Das ist eine sehr "rationalistische" Haltung, und entsprechend wendet ja auch Paul VI. in Humane vitae keineswegs nur an Katholiken, sondern an alle Menschen guten Willens, und er beruft sich auch ausdrücklich und wiederholt auf die Vernunft. Und genauso hält es auch die Glaubenskongregation in Persona Humana, gebilligt von Paul VI:

 

"In Wirklichkeit jedoch weisen die göttliche Offenbarung und, in dem ihr eigenen Bereich, auch die philosophische Erkenntnis dadurch, daß sie echte Erfordernisse der Menschheit aufzeigen, notwendig auf die Existenz unveränderlicher Gesetze hin, die in die konstitutiven Elemente der menschlichen Natur eingeschrieben sind und die in allen vernunftbegabten Wesen als identisch erscheinen. [...] Nach der christlichen Überlieferung und der Lehre der Kirche wie auch nach dem Zeugnis der gesunden Vernunft beinhaltet die sittliche Ordnung der Sexualität Werte von so großer Bedeutung für das menschliche Leben, daß jede direkte Verletzung dieser Ordnung objektiv schwerwiegend ist [...]"

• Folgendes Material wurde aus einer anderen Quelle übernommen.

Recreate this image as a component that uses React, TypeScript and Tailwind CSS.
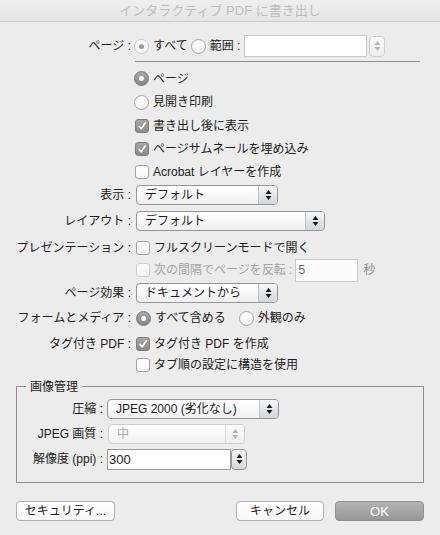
import type { ReactNode } from "react";

function Arrows({ disabled }: { disabled?: boolean }) {
  const c = disabled ? "#b4b4b4" : "#1a1a1a";
  return (
    <svg width="7" height="12" viewBox="0 0 7 12">
      <path d="M3.5 1 L6.5 5 L0.5 5 Z" fill={c} />
      <path d="M3.5 11 L6.5 7 L0.5 7 Z" fill={c} />
    </svg>
  );
}

function Radio({ on, disabled }: { on?: boolean; disabled?: boolean }) {
  if (on && !disabled)
    return (
      <span className="flex h-[15px] w-[15px] shrink-0 items-center justify-center rounded-full border border-[#777] bg-gradient-to-b from-[#a8a8a8] to-[#868686]">
        <span className="block h-[5px] w-[5px] rounded-full bg-white" />
      </span>
    );
  if (on)
    return (
      <span className="flex h-[15px] w-[15px] shrink-0 items-center justify-center rounded-full border border-[#c4c4c4] bg-gradient-to-b from-white to-[#f3f3f3]">
        <span className="block h-[5px] w-[5px] rounded-full bg-[#9c9c9c]" />
      </span>
    );
  return (
    <span
      className={`block h-[15px] w-[15px] shrink-0 rounded-full border bg-gradient-to-b from-white to-[#f4f4f4] ${
        disabled ? "border-[#c8c8c8]" : "border-[#a4a4a4]"
      }`}
    />
  );
}

function Check({ on, disabled }: { on?: boolean; disabled?: boolean }) {
  if (on)
    return (
      <span className="flex h-[14px] w-[14px] shrink-0 items-center justify-center rounded-[3px] border border-[#7f7f7f] bg-gradient-to-b from-[#a6a6a6] to-[#8a8a8a]">
        <svg width="10" height="10" viewBox="0 0 10 10">
          <path d="M2 5.3 L4.2 7.8 L8.2 2" stroke="white" strokeWidth="1.6" fill="none" strokeLinecap="round" strokeLinejoin="round" />
        </svg>
      </span>
    );
  return (
    <span
      className={`block h-[14px] w-[14px] shrink-0 rounded-[3px] border bg-gradient-to-b ${
        disabled ? "border-[#d0d0d0] from-[#fafafa] to-[#f2f2f2]" : "border-[#a2a2a2] from-white to-[#f6f6f6]"
      }`}
    />
  );
}

function Select({ value, w, disabled }: { value: string; w: string; disabled?: boolean }) {
  return (
    <div
      className={`flex h-[20px] ${w} items-stretch rounded-[4px] border bg-gradient-to-b from-white to-[#f0f0f0] ${
        disabled ? "border-[#cdcdcd] text-[#a8a8a8]" : "border-[#969696]"
      }`}
    >
      <span className="flex flex-1 items-center pl-[8px]">{value}</span>
      <span
        className={`flex w-[19px] items-center justify-center rounded-r-[3px] border-l bg-gradient-to-b ${
          disabled ? "border-[#dadada] from-[#fafafa] to-[#efefef]" : "border-[#c2c2c2] from-[#f6f7f9] to-[#d3d6da]"
        }`}
      >
        <Arrows disabled={disabled} />
      </span>
    </div>
  );
}

function Stepper({ disabled }: { disabled?: boolean }) {
  return (
    <span
      className={`flex h-[21px] w-[16px] shrink-0 items-center justify-center rounded-[4px] border bg-gradient-to-b ${
        disabled ? "border-[#cfcfcf] from-[#fbfbfb] to-[#ededed]" : "border-[#969696] from-[#f6f7f9] to-[#d3d6da]"
      }`}
    >
      <Arrows disabled={disabled} />
    </span>
  );
}

function Row({ label, h, children }: { label?: string; h: string; children: ReactNode }) {
  return (
    <div className={`flex ${h} items-center`}>
      <span className="w-[131px] shrink-0 text-right">{label}</span>
      <div className="ml-[5px] flex items-center">{children}</div>
    </div>
  );
}

function GRow({ label, children }: { label: string; children: ReactNode }) {
  return (
    <div className="flex h-[22px] items-center">
      <span className="w-[86px] shrink-0 text-right">{label}</span>
      <div className="ml-[4px] flex items-center">{children}</div>
    </div>
  );
}

export default function App() {
  return (
    <div className="flex h-[535px] w-[440px] flex-col overflow-hidden bg-[#ececec] font-['Liberation_Sans','Noto_Sans_CJK_JP',sans-serif] text-[12px] leading-none text-[#1c1c1c]">
      <div className="flex h-[22px] shrink-0 items-center justify-center border-b border-[#cbcbcb] bg-gradient-to-b from-[#efefef] to-[#e4e4e4] text-[13px] text-[#bdbdbd]">
        インタラクティブ PDF に書き出し
      </div>

      <div className="mt-[13px] flex h-[22px] items-center">
        <span className="w-[131px] shrink-0 text-right">ページ :</span>
        <div className="ml-[3px] flex items-center">
          <Radio on disabled />
          <span className="ml-[4px]">すべて</span>
          <span className="ml-[3px] flex"><Radio /></span>
          <span className="ml-[4px]">範囲 :</span>
          <div className="ml-[4px] flex items-center gap-[2px]">
            <div className="h-[22px] w-[123px] border border-[#c8c8c8] bg-white" />
            <Stepper disabled />
          </div>
        </div>
      </div>

      <div className="flex h-[10px] items-start pt-[4px]">
        <div className="ml-[135px] h-px w-[285px] bg-[#8e8e8e]" />
      </div>

      <div className="flex h-[23px] items-center pl-[134px]">
        <Radio on />
        <span className="ml-[4px]">ページ</span>
      </div>
      <div className="flex h-[24px] items-center pl-[134px]">
        <Radio />
        <span className="ml-[4px]">見開き印刷</span>
      </div>
      <div className="flex h-[23px] items-center pl-[135px]">
        <Check on />
        <span className="ml-[4px]">書き出し後に表示</span>
      </div>
      <div className="flex h-[24px] items-center pl-[135px]">
        <Check on />
        <span className="ml-[4px]">ページサムネールを埋め込み</span>
      </div>
      <div className="flex h-[22px] items-center pl-[135px]">
        <Check />
        <span className="ml-[4px]">Acrobat レイヤーを作成</span>
      </div>

      <Row label="表示 :" h="h-[23px]">
        <Select value="デフォルト" w="w-[142px]" />
      </Row>
      <Row label="レイアウト :" h="h-[30px]">
        <Select value="デフォルト" w="w-[189px]" />
      </Row>
      <Row label="プレゼンテーション :" h="h-[23px]">
        <Check />
        <span className="ml-[4px]">フルスクリーンモードで開く</span>
      </Row>
      <Row h="h-[22px]">
        <Check disabled />
        <span className="ml-[4px] text-[#a3a3a3]">次の間隔でページを反転 :</span>
        <span className="ml-[3px] flex h-[23px] w-[63px] items-center border border-[#cacaca] bg-[#fbfbfb] pl-[2px] text-[#6a6a6a]">5</span>
        <span className="ml-[5px] text-[#8a8a8a]">秒</span>
      </Row>
      <Row label="ページ効果 :" h="h-[24px]">
        <Select value="ドキュメントから" w="w-[142px]" />
      </Row>
      <Row label="フォームとメディア :" h="h-[26px]">
        <Radio on />
        <span className="ml-[4px]">すべて含める</span>
        <span className="ml-[13px] flex"><Radio /></span>
        <span className="ml-[4px]">外観のみ</span>
      </Row>
      <Row label="タグ付き PDF :" h="h-[26px]">
        <Check on />
        <span className="ml-[4px]">タグ付き PDF を作成</span>
      </Row>
      <Row h="h-[16px]">
        <Check />
        <span className="ml-[4px]">タブ順の設定に構造を使用</span>
      </Row>

      <div className="relative mx-[16px] mt-[13px] h-[97px] border border-[#8e8e8e] pt-[11px]">
        <span className="absolute left-[9px] top-[-8px] bg-[#ececec] px-[4px] leading-[16px]">画像管理</span>
        <div className="flex flex-col gap-[3px]">
          <GRow label="圧縮 :">
            <Select value="JPEG 2000 (劣化なし)" w="w-[172px]" />
          </GRow>
          <GRow label="JPEG 画質 :">
            <span className="ml-[1px] flex"><Select value="中" w="w-[137px]" disabled /></span>
          </GRow>
          <GRow label="解像度 (ppi) :">
            <div className="flex items-center">
              <span className="flex h-[21px] w-[124px] items-center border border-[#9a9a9a] bg-white pl-[1px] text-[13px]">300</span>
              <Stepper />
            </div>
          </GRow>
        </div>
      </div>

      <div className="mx-[16px] mt-[18px] flex h-[20px] items-stretch">
        <button className="flex w-[99px] items-center justify-center rounded-[4px] border border-[#b0b0b0] bg-gradient-to-b from-white to-[#f7f7f7]">
          セキュリティ...
        </button>
        <button className="ml-auto flex w-[88px] items-center justify-center rounded-[4px] border border-[#b0b0b0] bg-gradient-to-b from-white to-[#f7f7f7]">
          キャンセル
        </button>
        <button className="ml-[11px] flex w-[89px] items-center justify-center rounded-[4px] border border-[#8f8f8f] bg-gradient-to-b from-[#b4b4b4] to-[#979797] text-[13px] text-white">
          OK
        </button>
      </div>
    </div>
  );
}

(Hervorhebungen selbstredend wieder von mir)

 

Und selbstredend geht die Kirche auch davon aus, dass ihre Sexualmoral dem Menschen nutzt und nicht schadet - und zwar wohl durchaus in einem prinzipiell einigermaßen "greifbaren" Sinne. So heißt es im KKK: 

 

"Keuschheit bedeutet die geglückte Integration der Geschlechtlichkeit in die Person und folglich die innere Einheit des Menschen in seinem leiblichen und geistigen Sein."

 

Die kath. Kirche (und ihre Tradition) lehrt eben gerade nicht, dass Gott dem Menschen irgendwelchen Gesetze gibt, die absurd oder grundsätzlich unverständlich wären oder ihm gar schaden würden. Im Gegenteil sind Gottes Gesetze (auch gerade im Bereich der Sexualität) einsichtig und vernünftig und tun dem Menschen gut.

 

Dieser rationale und empirische Dimension ist durchaus sympathisch. Sie bedeutet aber auch, dass es dann möglich ist, die Argumentation der Kirche zu analysieren und die vermeintlich günstigen Folgen der entsprechenden Moral mit der empirischen Wirklichkeit zu vergleichen.

 

Und genau das wurde in diesem Thread unternommen, unter anderem auch von mir. Und bisher ohne eine wirkliche argumentative Gegenrede "in der Sache selbst".